Baranova, J. (2012) “Nietzsche and Wittgenstein: Cinematic Margins”, Religija ir kultūra, 11, pp. 58–78. doi:10.15388/Relig.2012.0.842.

Abstract

The article consists of two logically independent parts. The first one deals with the influence of Wittgenstein and Nietzsche on the philosophy of cinema of Stanley Cavell and Gilles Deleuze, presupposing that the first one was more influenced by the former and the other one by the latter. The article also expresses some attempts to compare the two philosophies of cinema. The author discerns one common aspect: in opposition to the analytical and phenomenological trend, they both do not question the nature of cinematic experience and the intentionalism / nonintentionalism dilemma. On the other hand, they expose two different attitudes towards the meeting of thought and emotion in cinema practice. A detailed analysis of the integration of Nietszchean ideas in Deleuze’s philosophy of cinema reveals several possibilities for philosophy and cinema to meet.

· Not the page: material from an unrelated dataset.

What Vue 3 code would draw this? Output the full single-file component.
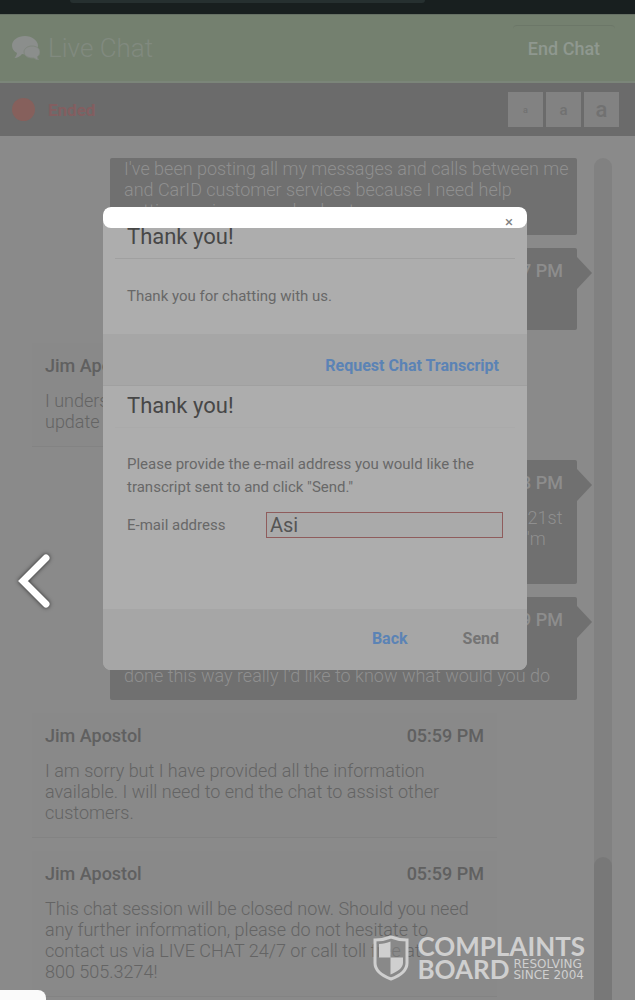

Firstly, the interpreter is able to use philosophical concepts for the experimental explanation of cinema; secondly, one can see cinema and philosophy as one problemic tisssue; thirdly, it is possible to consider (reasonably or not) some philosophical insights as an intention of the cinema director. The other part of the article is devoted to the image of Nietszche and Wittgesntein in the art of cinema, created by Liliana Cavani and Derek Jarman. The analysis shows that not all movies about philosophers have something to do with philosophy itself. The author discusses the four movies created by Cavani (The Night Porter (1974), Beyond Good and Evil (1977), The Berlin Affair (1983), Francesco (1989)), and concludes that one cannot discern any philosophical aspect in the movie Beyond Good and Evil on Nietzsche’s biography. On the other hand, it does
not mean that biographical movies have nothing to do with philosophy. Derek Jarman’s movie Wittgesntein (1993) demonstrates the possibility of a creative integration of philosophical thinking into the tissue of the experimental cinema.